The only use of T in the signature is the T.Type parameter. (Well, or in the signature of body, but either way type inference is going to require that T == T.) There is no separate U for the function to be generic over.

So no, the language does not allow what you're describing.

grynspan · September 8, 2021, 12:11am

I'll see if I can reduce my weasel word count if/when I revise the proposal.

jrose · September 8, 2021, 12:23am

Nice work with this one, @grynspan! I’ll stay out of the naming discussions this time, but ask for one clarifying note: is the stack-vs-heap heuristic also emitted into client binaries, or is it a standard library function whose implementation may change at runtime? The former means you need to recompile to get a better heuristic, but the latter would need some kind of fallback anyway for backwards-deployment.

lorentey · September 8, 2021, 3:53am

These look desirable, especially when interacting with low-level system APIs.

Is it okay to bake the stack vs heap limit into executables?

The names are what they are; they derive directly from our existing naming scheme for these sorts of constructs. FWIW, I find top-level with… functions are both undiscoverable (when I need them) and are too much in my face (when I don’t), at the same time. I think I’d prefer if we moved these as static functions under their corresponding types, like @benrimmington suggested during the pitch:

UnsafeMutableBufferPointer<Foo>.withEphemeral(capacity: 42) { buffer in … }
UnsafeMutableRawBufferPointer.withEphemeral(byteCount: 42, alignment: 8) { buffer in }
UnsafeMutablePointer<Foo>.withEphemeral { pointer in … }

The new functions are a good thematic fit with the existing allocate members, and tucking these away in the preexisting unsafe types would reduce concerns about adding even more top-level unsafe constructs to the stdlib.

Nickolas_Pohilets · September 8, 2021, 8:11am

I was talking about something like this:

class C {}
class D: C {}
let t: C.Type = D.self
// T is deduced to be C, but value of `type` is D.self
withUnsafeUninitializedMutableBufferPointer(to: t, capacity: 42) { buffer in
}

In this example C and D are both single word class references. But if there exists an example for let t: T.Type = U.self where T and U have different memory layout, it will cause issues. But looks like no such example exists.

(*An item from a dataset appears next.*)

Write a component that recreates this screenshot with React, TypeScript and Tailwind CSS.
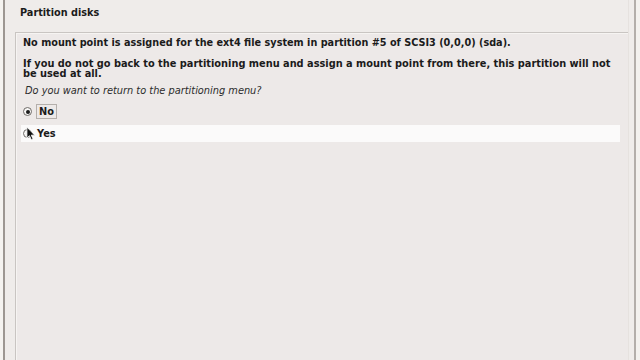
import React from "react";

function Radio({ checked }: { checked?: boolean }) {
  return (
    <span className="flex h-[9px] w-[9px] items-center justify-center rounded-full border border-[#6f6b68] bg-[#f7f6f5]">
      {checked && <span className="h-[4px] w-[4px] rounded-full bg-[#1c1c1c]" />}
    </span>
  );
}

function Pointer() {
  return (
    <svg className="absolute left-[3px] top-[-3px]" width="10" height="15" viewBox="0 0 11 16">
      <path d="M1 1 L1 13 L3.8 10.4 L5.9 15 L7.8 14.1 L5.8 9.8 L9.6 9.8 Z" fill="#111" stroke="#fff" strokeWidth="0.9" strokeLinejoin="round" />
    </svg>
  );
}

export default function App() {
  return (
    <div className="flex h-[360px] w-[640px] overflow-hidden bg-[#efecea] font-['DejaVu_Sans',sans-serif] text-[#1b1b1b]">
      <div className="w-[3px] bg-[#f5f3f0]" />
      <div className="w-[2px] bg-[#9d9792]" />

      <div className="flex flex-1 flex-col">
        <div className="flex h-[26px] items-center pl-[15px] text-[9.7px] font-bold">
          Partition disks
        </div>

        <div className="ml-[10px] mt-[6px] flex-1 border-l border-t border-[#c9c5c2] bg-[#ede9e8]">
          <div className="h-full border-l border-t border-[#f6f4f2] px-[6px] pt-[3px]">
            <p className="text-[9.7px] font-bold leading-[11px]">
              No mount point is assigned for the ext4 file system in partition #5 of SCSI3 (0,0,0) (sda).
            </p>
            <p className="mt-[11px] text-[9.8px] font-bold leading-[10px]">
              If you do not go back to the partitioning menu and assign a mount point from there, this partition will not
              <br />
              be used at all.
            </p>
            <p className="mt-[6px] pl-[2px] text-[9.8px] italic leading-[11px] text-[#2c2c2c]">
              Do you want to return to the partitioning menu?
            </p>

            <div className="mt-[7px] flex h-[17px] items-center gap-[4px]">
              <Radio checked />
              <span className="border border-[#b4afab] px-[2px] text-[9.8px] font-bold leading-[13px]">No</span>
            </div>

            <div className="-ml-[2px] mr-[2px] mt-[5px] flex h-[17px] items-center gap-[4px] bg-[#fbfafa] pl-[2px]">
              <span className="relative">
                <Radio />
                <Pointer />
              </span>
              <span className="pl-[1px] text-[9.8px] font-bold leading-[13px]">Yes</span>
            </div>
          </div>
        </div>
      </div>

      <div className="w-[1px] bg-[#e6e2df]" />
      <div className="w-[5px] bg-[#efecea]" />
      <div className="w-[2px] bg-[#b3aeaa]" />
      <div className="w-[4px] bg-[#f3f1ee]" />
    </div>
  );
}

grynspan · September 8, 2021, 9:25am

In this example, these are reference types so the buffer element size will be the size of a reference, i.e. a word. For a protocol type, they'll be the size of an existential value (box), which IIRC is four words. So in either case, the memory layout of the buffer will be sufficient. Does that make sense?

grynspan · September 8, 2021, 9:31am

It's possible we'll come up with a better mechanism for heap fallback over in the implementation PR on GitHub, so I don't want to examine it too closely. My current implementation bakes in the 1024 value (configurable at compile-time.) If the size of the requested buffer is statically known, the branch elimination pass typically ends up removing it outright.

The optimal codegen here is basically just ADD SP, SP, #N, and I don't think we want to lose that by requiring a call to the stdlib, so at least some of the heuristic ought to be baked in. The implementation PR leaves room for standard library support in a future revision (requiring a recompile) if we think it would be beneficial.

I don't feel strongly here, but it would be good to get consensus from the core team.

1-877-547-7272 · September 8, 2021, 10:10am

+1

However, I don’t really like the name withUnsafeUninitializedMutableBufferPointer(to:capacity:_:). IMO it would be better to go with something like withUnsafeMutableBuffer(boundTo:capacity:_:). It’s more concise without losing clarity (IMO). In fact, I think it’s more clear that we aren’t creating a buffer from the metatype (which is what a function like withUnsafePointer(to:_:) would do), but instead binding memory to that type. The fact that the buffer is uninitialized can be put in the documentation, like with UnsafeMutable(Raw)(Buffer)Pointer.allocate.

I don’t like UnsafeMutable(Raw)(Buffer)Pointer.withEphemeral since “ephemeral” is an obscure term.

To address @Nickolas_Pohilets’s concerns:
This type of thing is already possible with current APIs.

class Foo {}
class Bar: Foo {}
let metatype: Foo.Type = Bar.self
withUnsafePointer(to: 0) {
    $0.withMemoryRebound(to: metatype, capacity: 1) {
        print(type(of: $0))
    }
}

However, if you change Foo to a protocol, then you will get an error that “generic parameter ‘T’ could not be inferred” for withMemoryRebound. Since this is only possible with classes and classes are always one word, there’s no risk of under/over-allocating.

(Also, small correction for @grynspan: protocol existentials are five words. IIRC there are three words for the instance, one word for the protocol witness table, and one word for the value witness table.)

I have a question: can the concept of dynamic stack allocations be used to remove the “allocation size must be known at compile-time” restriction on stack-promoting references?

grynspan · September 8, 2021, 10:24am

That's what I get for posting pre-coffee.

It is conceivable that if, at runtime, an object's size is determined to be "small" and is known not to escape the current context, it could be stack-promoted. However, this proposal does not cover such a change. You might want to start a pitch thread for it if you feel strongly!

AlexanderM · September 8, 2021, 11:27am

I’m definitely a little worried about this. There’s an ever-growing number of these, and their long (but similar) names can be hard to distinguish at-a-glance.

johannesweiss · September 8, 2021, 3:23pm

+1, this is important.

Also +1 to the concerns about further top-level with*Unsafe* APIs. I think nesting this into URBP makes sense.